--- begin GIVEN MATERIAL ---

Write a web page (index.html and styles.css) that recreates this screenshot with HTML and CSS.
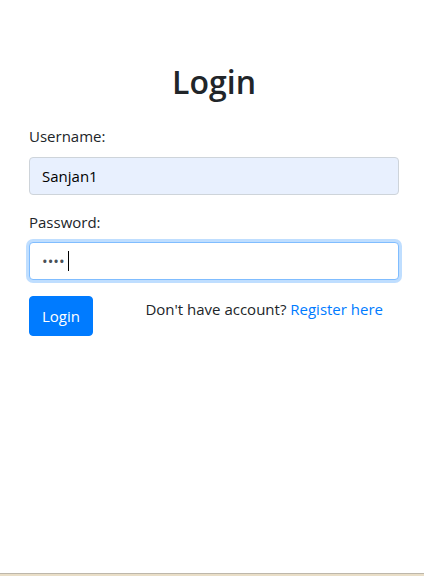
FILE: index.html
```html
<!DOCTYPE html>
<html lang="en">
<head>
<meta charset="utf-8">
<title>Login</title>
<link rel="stylesheet" href="styles.css">
</head>
<body>
<div class="page">
  <main class="container">
    <h2 class="title">Login</h2>
    <form class="form">
      <div class="form-group">
        <label class="label" for="username">Username:</label>
        <input class="input input-autofill" id="username" type="text" value="Sanjan1">
      </div>
      <div class="form-group">
        <label class="label" for="password">Password:</label>
        <div class="input-wrap">
          <input class="input input-focus" id="password" type="password" value="abcd">
          <span class="caret"></span>
        </div>
      </div>
      <div class="actions">
        <button class="btn" type="button">Login</button>
        <p class="register">Don't have account? <a class="link" href="#">Register here</a></p>
      </div>
    </form>
  </main>
  <div class="taskbar"></div>
</div>
</body>
</html>
```
FILE: styles.css
```css
* { box-sizing: border-box; }
html, body { margin: 0; padding: 0; height: 100%; }
body {
  font-family: "Open Sans", "Noto Sans", Arial, sans-serif;
  font-size: 16px;
  line-height: 1.5;
  color: #212529;
  background: #fff;
}
.page {
  min-height: 100vh;
  display: flex;
  flex-direction: column;
}
.container {
  flex: 1;
  padding: 63px 25px 0 29px;
}
.title {
  margin: 0 0 24px;
  text-align: center;
  font-size: 32px;
  line-height: 1.2;
  font-weight: 600;
}
.form { margin: 0; }
.form-group { margin-bottom: 16px; }
.label {
  display: block;
  margin-bottom: 9px;
  font-size: 15px;
}
.input-wrap { position: relative; }
.input {
  display: block;
  width: 100%;
  height: 38px;
  padding: 6px 12px;
  font-family: inherit;
  font-size: 15px;
  line-height: 1.5;
  color: #495057;
  background: #fff;
  border: 1px solid #ced4da;
  border-radius: 4px;
  outline: none;
}
.input-autofill {
  background: #e8f0fe;
  color: #000;
}
.input-focus {
  border-color: #80bdff;
  box-shadow: 0 0 0 3px rgba(0, 123, 255, 0.25);
}
.caret {
  position: absolute;
  left: 39px;
  top: 9px;
  width: 1px;
  height: 20px;
  background: #000;
}
.actions {
  display: flex;
  align-items: flex-start;
  justify-content: space-between;
}
.btn {
  height: 40px;
  padding: 6px 12px;
  font-family: inherit;
  font-size: 15px;
  line-height: 1.5;
  color: #fff;
  background: #007bff;
  border: 1px solid #007bff;
  border-radius: 4px;
}
.register {
  margin: 0 16px 0 0;
  font-size: 15px;
  line-height: 24px;
  padding-top: 1px;
}
.link {
  color: #007bff;
  text-decoration: none;
}
.taskbar {
  height: 3px;
  border-top: 1px solid #bdb7ab;
  background: #e9dec7;
}
```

--- end GIVEN MATERIAL ---

§ **WHAT THE TASK ASKS**: Set down the complete material exactly, but do not include the images.

§ **SOLVED PROBLEM**:
Write a web page (index.html and styles.css) that recreates this screenshot with HTML and CSS.
FILE: index.html
```html
<!DOCTYPE html>
<html lang="en">
<head>
<meta charset="utf-8">
<title>Login</title>
<link rel="stylesheet" href="styles.css">
</head>
<body>
<div class="page">
  <main class="container">
    <h2 class="title">Login</h2>
    <form class="form">
      <div class="form-group">
        <label class="label" for="username">Username:</label>
        <input class="input input-autofill" id="username" type="text" value="Sanjan1">
      </div>
      <div class="form-group">
        <label class="label" for="password">Password:</label>
        <div class="input-wrap">
          <input class="input input-focus" id="password" type="password" value="abcd">
          <span class="caret"></span>
        </div>
      </div>
      <div class="actions">
        <button class="btn" type="button">Login</button>
        <p class="register">Don't have account? <a class="link" href="#">Register here</a></p>
      </div>
    </form>
  </main>
  <div class="taskbar"></div>
</div>
</body>
</html>
```
FILE: styles.css
```css
* { box-sizing: border-box; }
html, body { margin: 0; padding: 0; height: 100%; }
body {
  font-family: "Open Sans", "Noto Sans", Arial, sans-serif;
  font-size: 16px;
  line-height: 1.5;
  color: #212529;
  background: #fff;
}
.page {
  min-height: 100vh;
  display: flex;
  flex-direction: column;
}
.container {
  flex: 1;
  padding: 63px 25px 0 29px;
}
.title {
  margin: 0 0 24px;
  text-align: center;
  font-size: 32px;
  line-height: 1.2;
  font-weight: 600;
}
.form { margin: 0; }
.form-group { margin-bottom: 16px; }
.label {
  display: block;
  margin-bottom: 9px;
  font-size: 15px;
}
.input-wrap { position: relative; }
.input {
  display: block;
  width: 100%;
  height: 38px;
  padding: 6px 12px;
  font-family: inherit;
  font-size: 15px;
  line-height: 1.5;
  color: #495057;
  background: #fff;
  border: 1px solid #ced4da;
  border-radius: 4px;
  outline: none;
}
.input-autofill {
  background: #e8f0fe;
  color: #000;
}
.input-focus {
  border-color: #80bdff;
  box-shadow: 0 0 0 3px rgba(0, 123, 255, 0.25);
}
.caret {
  position: absolute;
  left: 39px;
  top: 9px;
  width: 1px;
  height: 20px;
  background: #000;
}
.actions {
  display: flex;
  align-items: flex-start;
  justify-content: space-between;
}
.btn {
  height: 40px;
  padding: 6px 12px;
  font-family: inherit;
  font-size: 15px;
  line-height: 1.5;
  color: #fff;
  background: #007bff;
  border: 1px solid #007bff;
  border-radius: 4px;
}
.register {
  margin: 0 16px 0 0;
  font-size: 15px;
  line-height: 24px;
  padding-top: 1px;
}
.link {
  color: #007bff;
  text-decoration: none;
}
.taskbar {
  height: 3px;
  border-top: 1px solid #bdb7ab;
  background: #e9dec7;
}
```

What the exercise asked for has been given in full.